**WRITTEN REQUEST**
Copy out the complete listing, word for word.
===============
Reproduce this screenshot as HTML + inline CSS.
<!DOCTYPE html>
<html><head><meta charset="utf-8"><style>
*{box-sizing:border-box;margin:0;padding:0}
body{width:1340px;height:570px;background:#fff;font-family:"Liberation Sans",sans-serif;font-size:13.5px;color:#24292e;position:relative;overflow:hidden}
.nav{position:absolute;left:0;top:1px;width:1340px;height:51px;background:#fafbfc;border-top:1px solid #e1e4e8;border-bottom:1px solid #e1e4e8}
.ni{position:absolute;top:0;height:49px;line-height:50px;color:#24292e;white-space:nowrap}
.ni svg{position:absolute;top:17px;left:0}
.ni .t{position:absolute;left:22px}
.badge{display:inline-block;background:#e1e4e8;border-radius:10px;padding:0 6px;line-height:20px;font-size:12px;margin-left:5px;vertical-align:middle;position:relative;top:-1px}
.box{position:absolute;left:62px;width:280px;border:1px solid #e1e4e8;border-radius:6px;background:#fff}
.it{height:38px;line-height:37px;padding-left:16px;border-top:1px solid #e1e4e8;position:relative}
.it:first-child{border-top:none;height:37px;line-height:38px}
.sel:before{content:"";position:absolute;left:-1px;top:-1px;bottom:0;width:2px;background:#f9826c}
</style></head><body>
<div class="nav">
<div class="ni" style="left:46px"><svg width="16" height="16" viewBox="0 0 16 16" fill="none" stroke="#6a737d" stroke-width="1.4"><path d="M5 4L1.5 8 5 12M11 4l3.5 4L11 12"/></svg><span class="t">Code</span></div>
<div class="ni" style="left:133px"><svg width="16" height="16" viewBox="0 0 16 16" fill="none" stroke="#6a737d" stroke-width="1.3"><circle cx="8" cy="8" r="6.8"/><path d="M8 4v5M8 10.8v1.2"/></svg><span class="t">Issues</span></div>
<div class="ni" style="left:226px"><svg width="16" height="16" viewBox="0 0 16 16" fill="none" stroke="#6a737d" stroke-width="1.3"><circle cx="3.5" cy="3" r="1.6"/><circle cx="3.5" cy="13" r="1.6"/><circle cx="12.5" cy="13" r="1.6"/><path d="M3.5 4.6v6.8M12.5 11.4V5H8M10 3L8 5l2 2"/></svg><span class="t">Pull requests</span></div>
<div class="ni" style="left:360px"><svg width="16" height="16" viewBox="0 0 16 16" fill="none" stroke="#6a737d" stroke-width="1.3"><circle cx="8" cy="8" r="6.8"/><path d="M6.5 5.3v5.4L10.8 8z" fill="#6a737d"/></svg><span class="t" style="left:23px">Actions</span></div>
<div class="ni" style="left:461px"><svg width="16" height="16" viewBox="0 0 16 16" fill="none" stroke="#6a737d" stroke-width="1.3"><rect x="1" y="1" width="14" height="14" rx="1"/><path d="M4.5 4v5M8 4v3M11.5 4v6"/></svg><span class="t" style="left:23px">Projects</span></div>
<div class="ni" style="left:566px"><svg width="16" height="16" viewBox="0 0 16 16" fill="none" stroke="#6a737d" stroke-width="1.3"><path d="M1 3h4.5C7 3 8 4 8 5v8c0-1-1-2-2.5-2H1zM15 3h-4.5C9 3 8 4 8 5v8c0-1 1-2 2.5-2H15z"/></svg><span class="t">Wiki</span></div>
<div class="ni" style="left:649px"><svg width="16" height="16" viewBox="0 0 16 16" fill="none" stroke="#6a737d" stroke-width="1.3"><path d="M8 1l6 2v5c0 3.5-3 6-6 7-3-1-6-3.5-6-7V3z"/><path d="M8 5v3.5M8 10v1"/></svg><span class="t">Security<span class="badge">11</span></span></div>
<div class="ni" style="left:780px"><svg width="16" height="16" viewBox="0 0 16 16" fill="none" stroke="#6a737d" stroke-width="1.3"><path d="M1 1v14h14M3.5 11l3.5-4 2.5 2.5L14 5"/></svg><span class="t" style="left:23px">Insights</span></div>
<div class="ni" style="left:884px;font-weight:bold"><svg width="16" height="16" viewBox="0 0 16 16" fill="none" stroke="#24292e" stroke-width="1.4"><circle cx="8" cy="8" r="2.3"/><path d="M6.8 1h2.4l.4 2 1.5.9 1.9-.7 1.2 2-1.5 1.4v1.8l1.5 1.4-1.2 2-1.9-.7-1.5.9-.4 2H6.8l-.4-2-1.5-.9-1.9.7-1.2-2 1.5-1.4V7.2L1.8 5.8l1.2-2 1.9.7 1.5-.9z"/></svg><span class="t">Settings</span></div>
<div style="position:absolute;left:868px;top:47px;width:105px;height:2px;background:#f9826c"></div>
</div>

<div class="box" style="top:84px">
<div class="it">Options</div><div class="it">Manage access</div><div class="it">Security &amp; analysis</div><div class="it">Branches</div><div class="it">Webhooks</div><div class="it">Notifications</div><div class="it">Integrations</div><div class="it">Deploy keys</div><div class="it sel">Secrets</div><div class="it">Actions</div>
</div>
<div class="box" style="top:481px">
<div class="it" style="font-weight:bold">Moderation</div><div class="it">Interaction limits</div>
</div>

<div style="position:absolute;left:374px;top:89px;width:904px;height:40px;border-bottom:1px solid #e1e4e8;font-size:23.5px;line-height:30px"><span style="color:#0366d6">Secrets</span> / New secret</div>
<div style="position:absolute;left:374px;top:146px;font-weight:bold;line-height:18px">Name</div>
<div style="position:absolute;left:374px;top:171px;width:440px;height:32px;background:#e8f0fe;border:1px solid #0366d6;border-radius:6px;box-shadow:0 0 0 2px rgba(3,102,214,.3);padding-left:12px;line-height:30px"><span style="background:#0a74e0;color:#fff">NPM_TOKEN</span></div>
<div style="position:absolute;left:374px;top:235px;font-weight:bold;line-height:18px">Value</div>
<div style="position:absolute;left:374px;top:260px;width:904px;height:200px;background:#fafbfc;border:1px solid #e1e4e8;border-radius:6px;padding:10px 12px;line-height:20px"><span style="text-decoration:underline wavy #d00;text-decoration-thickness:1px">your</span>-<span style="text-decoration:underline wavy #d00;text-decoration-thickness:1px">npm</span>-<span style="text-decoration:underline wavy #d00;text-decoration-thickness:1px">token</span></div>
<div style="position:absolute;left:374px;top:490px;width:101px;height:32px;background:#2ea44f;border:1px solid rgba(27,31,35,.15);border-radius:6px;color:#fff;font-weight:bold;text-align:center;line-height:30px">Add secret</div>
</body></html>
===============
**COMPLETE ANSWER**
Reproduce this screenshot as HTML + inline CSS.
<!DOCTYPE html>
<html><head><meta charset="utf-8"><style>
*{box-sizing:border-box;margin:0;padding:0}
body{width:1340px;height:570px;background:#fff;font-family:"Liberation Sans",sans-serif;font-size:13.5px;color:#24292e;position:relative;overflow:hidden}
.nav{position:absolute;left:0;top:1px;width:1340px;height:51px;background:#fafbfc;border-top:1px solid #e1e4e8;border-bottom:1px solid #e1e4e8}
.ni{position:absolute;top:0;height:49px;line-height:50px;color:#24292e;white-space:nowrap}
.ni svg{position:absolute;top:17px;left:0}
.ni .t{position:absolute;left:22px}
.badge{display:inline-block;background:#e1e4e8;border-radius:10px;padding:0 6px;line-height:20px;font-size:12px;margin-left:5px;vertical-align:middle;position:relative;top:-1px}
.box{position:absolute;left:62px;width:280px;border:1px solid #e1e4e8;border-radius:6px;background:#fff}
.it{height:38px;line-height:37px;padding-left:16px;border-top:1px solid #e1e4e8;position:relative}
.it:first-child{border-top:none;height:37px;line-height:38px}
.sel:before{content:"";position:absolute;left:-1px;top:-1px;bottom:0;width:2px;background:#f9826c}
</style></head><body>
<div class="nav">
<div class="ni" style="left:46px"><svg width="16" height="16" viewBox="0 0 16 16" fill="none" stroke="#6a737d" stroke-width="1.4"><path d="M5 4L1.5 8 5 12M11 4l3.5 4L11 12"/></svg><span class="t">Code</span></div>
<div class="ni" style="left:133px"><svg width="16" height="16" viewBox="0 0 16 16" fill="none" stroke="#6a737d" stroke-width="1.3"><circle cx="8" cy="8" r="6.8"/><path d="M8 4v5M8 10.8v1.2"/></svg><span class="t">Issues</span></div>
<div class="ni" style="left:226px"><svg width="16" height="16" viewBox="0 0 16 16" fill="none" stroke="#6a737d" stroke-width="1.3"><circle cx="3.5" cy="3" r="1.6"/><circle cx="3.5" cy="13" r="1.6"/><circle cx="12.5" cy="13" r="1.6"/><path d="M3.5 4.6v6.8M12.5 11.4V5H8M10 3L8 5l2 2"/></svg><span class="t">Pull requests</span></div>
<div class="ni" style="left:360px"><svg width="16" height="16" viewBox="0 0 16 16" fill="none" stroke="#6a737d" stroke-width="1.3"><circle cx="8" cy="8" r="6.8"/><path d="M6.5 5.3v5.4L10.8 8z" fill="#6a737d"/></svg><span class="t" style="left:23px">Actions</span></div>
<div class="ni" style="left:461px"><svg width="16" height="16" viewBox="0 0 16 16" fill="none" stroke="#6a737d" stroke-width="1.3"><rect x="1" y="1" width="14" height="14" rx="1"/><path d="M4.5 4v5M8 4v3M11.5 4v6"/></svg><span class="t" style="left:23px">Projects</span></div>
<div class="ni" style="left:566px"><svg width="16" height="16" viewBox="0 0 16 16" fill="none" stroke="#6a737d" stroke-width="1.3"><path d="M1 3h4.5C7 3 8 4 8 5v8c0-1-1-2-2.5-2H1zM15 3h-4.5C9 3 8 4 8 5v8c0-1 1-2 2.5-2H15z"/></svg><span class="t">Wiki</span></div>
<div class="ni" style="left:649px"><svg width="16" height="16" viewBox="0 0 16 16" fill="none" stroke="#6a737d" stroke-width="1.3"><path d="M8 1l6 2v5c0 3.5-3 6-6 7-3-1-6-3.5-6-7V3z"/><path d="M8 5v3.5M8 10v1"/></svg><span class="t">Security<span class="badge">11</span></span></div>
<div class="ni" style="left:780px"><svg width="16" height="16" viewBox="0 0 16 16" fill="none" stroke="#6a737d" stroke-width="1.3"><path d="M1 1v14h14M3.5 11l3.5-4 2.5 2.5L14 5"/></svg><span class="t" style="left:23px">Insights</span></div>
<div class="ni" style="left:884px;font-weight:bold"><svg width="16" height="16" viewBox="0 0 16 16" fill="none" stroke="#24292e" stroke-width="1.4"><circle cx="8" cy="8" r="2.3"/><path d="M6.8 1h2.4l.4 2 1.5.9 1.9-.7 1.2 2-1.5 1.4v1.8l1.5 1.4-1.2 2-1.9-.7-1.5.9-.4 2H6.8l-.4-2-1.5-.9-1.9.7-1.2-2 1.5-1.4V7.2L1.8 5.8l1.2-2 1.9.7 1.5-.9z"/></svg><span class="t">Settings</span></div>
<div style="position:absolute;left:868px;top:47px;width:105px;height:2px;background:#f9826c"></div>
</div>

<div class="box" style="top:84px">
<div class="it">Options</div><div class="it">Manage access</div><div class="it">Security &amp; analysis</div><div class="it">Branches</div><div class="it">Webhooks</div><div class="it">Notifications</div><div class="it">Integrations</div><div class="it">Deploy keys</div><div class="it sel">Secrets</div><div class="it">Actions</div>
</div>
<div class="box" style="top:481px">
<div class="it" style="font-weight:bold">Moderation</div><div class="it">Interaction limits</div>
</div>

<div style="position:absolute;left:374px;top:89px;width:904px;height:40px;border-bottom:1px solid #e1e4e8;font-size:23.5px;line-height:30px"><span style="color:#0366d6">Secrets</span> / New secret</div>
<div style="position:absolute;left:374px;top:146px;font-weight:bold;line-height:18px">Name</div>
<div style="position:absolute;left:374px;top:171px;width:440px;height:32px;background:#e8f0fe;border:1px solid #0366d6;border-radius:6px;box-shadow:0 0 0 2px rgba(3,102,214,.3);padding-left:12px;line-height:30px"><span style="background:#0a74e0;color:#fff">NPM_TOKEN</span></div>
<div style="position:absolute;left:374px;top:235px;font-weight:bold;line-height:18px">Value</div>
<div style="position:absolute;left:374px;top:260px;width:904px;height:200px;background:#fafbfc;border:1px solid #e1e4e8;border-radius:6px;padding:10px 12px;line-height:20px"><span style="text-decoration:underline wavy #d00;text-decoration-thickness:1px">your</span>-<span style="text-decoration:underline wavy #d00;text-decoration-thickness:1px">npm</span>-<span style="text-decoration:underline wavy #d00;text-decoration-thickness:1px">token</span></div>
<div style="position:absolute;left:374px;top:490px;width:101px;height:32px;background:#2ea44f;border:1px solid rgba(27,31,35,.15);border-radius:6px;color:#fff;font-weight:bold;text-align:center;line-height:30px">Add secret</div>
</body></html>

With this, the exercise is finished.